The best places are often
the hardest to find

Every destination has a version of the same story. The restaurant everyone talks about after the trip. The shop a local pointed you toward. The place that didn't come up in any search but ended up being the whole reason you'd go back.

Those businesses exist everywhere. Finding them is still mostly luck. And after years working inside destination marketing, watching campaigns drive record visitation numbers while the independent businesses two blocks from the main attraction stayed invisible, that started to feel like a problem worth solving.

Modern discovery
is broken

Visitors are searching differently than they used to. Recommendations come from AI, TikTok, algorithms, travel creators, and group chats.

But most destination visibility systems still favor the businesses with big marketing budgets, a staff member who had time to fill out the submission form, or a listing they've been paying to maintain for years. The businesses that actually define the visitor experience are often the ones with the least infrastructure to be found.

This is about more than marketing

For years, destination marketing has focused on getting people to show up. And it mostly works: visitation numbers go up, hotel occupancy improves, the metrics look good. But the independent restaurant three blocks from the convention center? The boutique that's been there for twenty years?
They're often not part of that equation at all.

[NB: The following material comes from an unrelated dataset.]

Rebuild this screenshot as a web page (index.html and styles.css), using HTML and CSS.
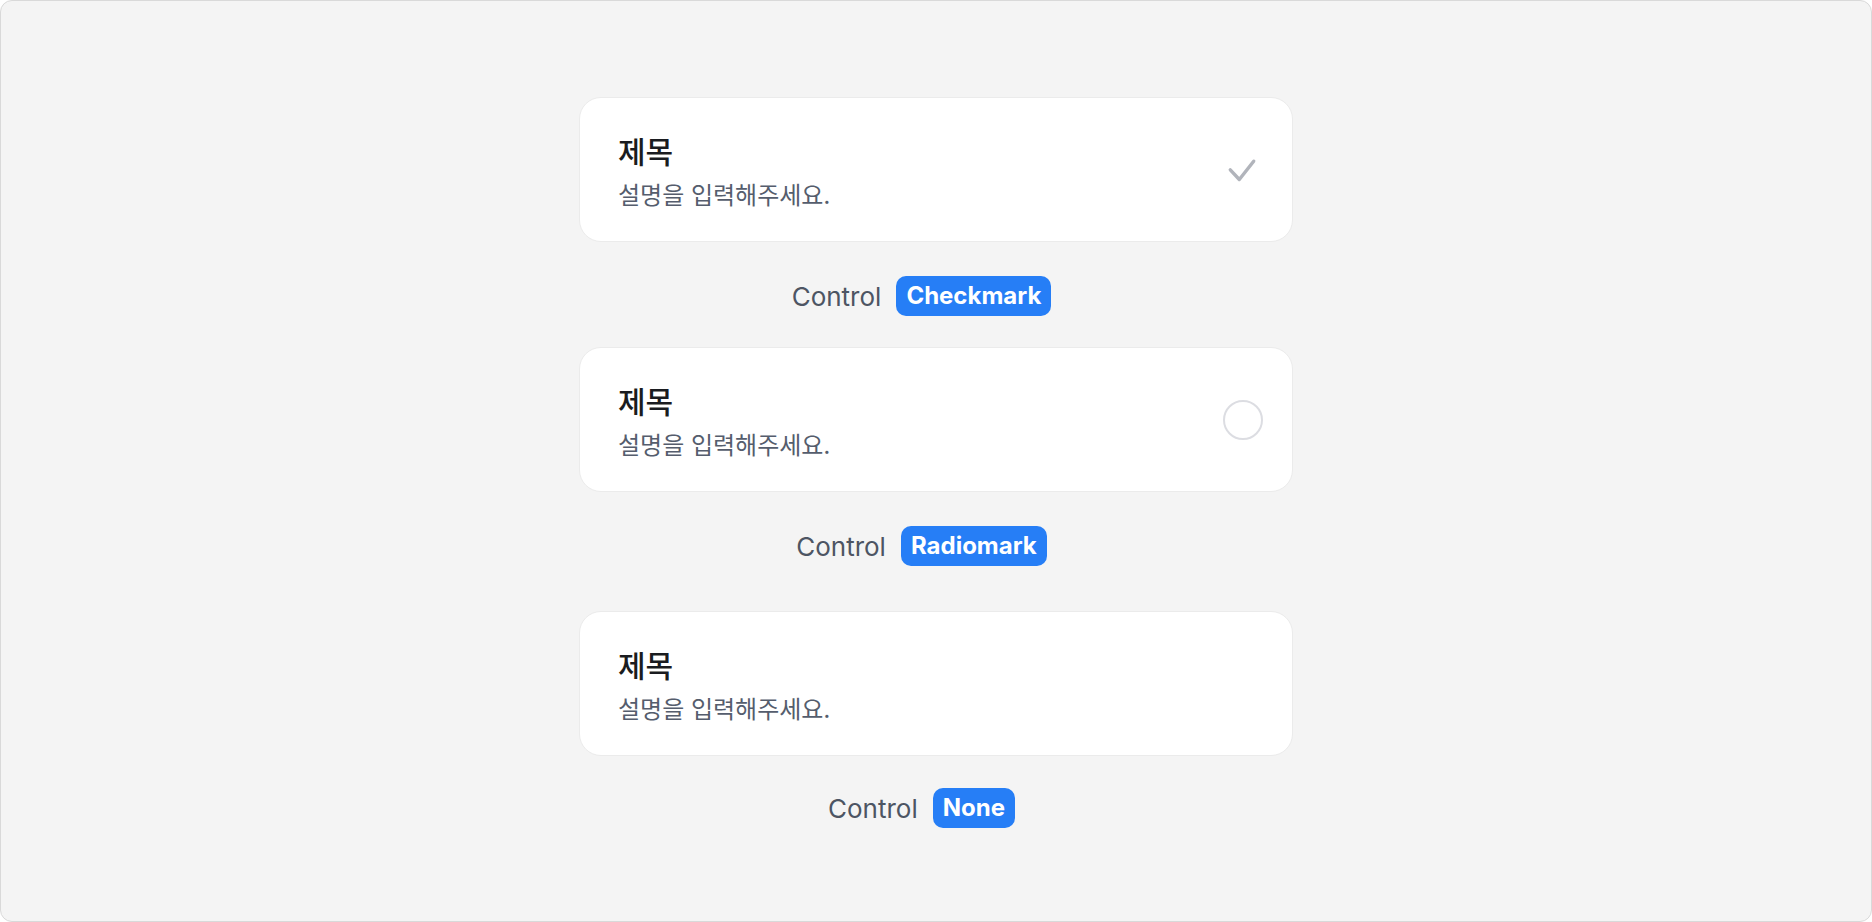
FILE: index.html
```html
<!DOCTYPE html>
<html lang="ko">
<head>
<meta charset="utf-8">
<title>List item controls</title>
<link rel="stylesheet" href="styles.css">
</head>
<body>
<div class="frame">
  <div class="stories">
    <section class="story">
      <div class="card">
        <div class="card-text">
          <div class="card-title">제목</div>
          <div class="card-desc">설명을 입력해주세요.</div>
        </div>
        <div class="control">
          <svg class="check" width="40" height="40" viewBox="0 0 40 40" aria-hidden="true">
            <path d="M7.3 19.8 L16.3 29.5 L30.7 11.2" fill="none" stroke="#b1b4bb" stroke-width="3.4" stroke-linecap="round" stroke-linejoin="round"/>
          </svg>
        </div>
      </div>
      <div class="label-row">
        <span class="label-text">Control</span>
        <span class="badge">Checkmark</span>
      </div>
    </section>

    <section class="story">
      <div class="card">
        <div class="card-text">
          <div class="card-title">제목</div>
          <div class="card-desc">설명을 입력해주세요.</div>
        </div>
        <div class="control">
          <span class="radio"></span>
        </div>
      </div>
      <div class="label-row">
        <span class="label-text">Control</span>
        <span class="badge">Radiomark</span>
      </div>
    </section>

    <section class="story story--spaced">
      <div class="card">
        <div class="card-text">
          <div class="card-title">제목</div>
          <div class="card-desc">설명을 입력해주세요.</div>
        </div>
      </div>
      <div class="label-row">
        <span class="label-text">Control</span>
        <span class="badge">None</span>
      </div>
    </section>
  </div>
</div>
</body>
</html>
```

FILE: styles.css
```css
* {
  box-sizing: border-box;
}

html, body {
  margin: 0;
  padding: 0;
  height: 100%;
}

body {
  font-family: Inter, "Noto Sans CJK KR", "Noto Sans", sans-serif;
  background: #ffffff;
}

.frame {
  width: 1872px;
  height: 922px;
  padding-top: 3px;
  background: #f4f4f4;
  border: 1px solid #d9d9d9;
  border-radius: 12px;
  display: flex;
  align-items: center;
  justify-content: center;
}

.stories {
  display: flex;
  flex-direction: column;
  align-items: center;
  gap: 31px;
}

.story {
  display: flex;
  flex-direction: column;
  align-items: center;
  gap: 34px;
}

.story--spaced {
  margin-top: 14px;
  gap: 32px;
}

.card {
  width: 714px;
  height: 145px;
  background: #ffffff;
  border: 1px solid #ebebeb;
  border-radius: 22px;
  padding: 0 29px 0 38px;
  display: flex;
  align-items: center;
  justify-content: space-between;
}

.card-text {
  display: flex;
  flex-direction: column;
  gap: 8px;
}

.card-title {
  font-family: "Noto Sans CJK KR", sans-serif;
  font-size: 30px;
  line-height: 40px;
  font-weight: 500;
  color: #1a1c20;
}

.card-desc {
  font-family: "Noto Sans CJK KR", sans-serif;
  font-size: 24px;
  line-height: 32px;
  font-weight: 400;
  color: #555d6d;
}

.control {
  width: 40px;
  height: 40px;
  display: flex;
  align-items: center;
  justify-content: center;
}

.check {
  display: block;
}

.radio {
  display: block;
  width: 40px;
  height: 40px;
  border-radius: 50%;
  border: 2px solid #dcdde2;
  background: #ffffff;
}

.label-row {
  display: flex;
  align-items: center;
  gap: 15px;
  height: 40px;
  padding-right: 29px;
}

.label-text {
  font-size: 26px;
  color: #4d5563;
}

.badge {
  height: 40px;
  line-height: 40px;
  padding: 0 10px;
  border-radius: 10px;
  background: #267ef6;
  color: #ffffff;
  font-size: 24px;
  font-weight: 700;
}
```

It's not a failure of intent. DMOs are working hard to attract visitors. Local businesses are working hard to serve them. But visibility in travel has always concentrated at the top: the big attractions, the sponsored listings, the businesses with marketing budgets. What gets lost are the places that actually shape how a visitor feels about a destination long after they've left.

Kick Push exists to change that

We work with destinations and local businesses together, using editorial content and targeted distribution to put the right story in front of the right person at the right moment in their planning process. Not spray-and-pray advertising. A model built around intent: finding people already in discovery mode and connecting them to the businesses worth finding.

We've seen what happens when that connection is made. Visitors show up with context. Businesses see real foot traffic from people who came specifically for them. Destinations deliver on the promise their marketing made.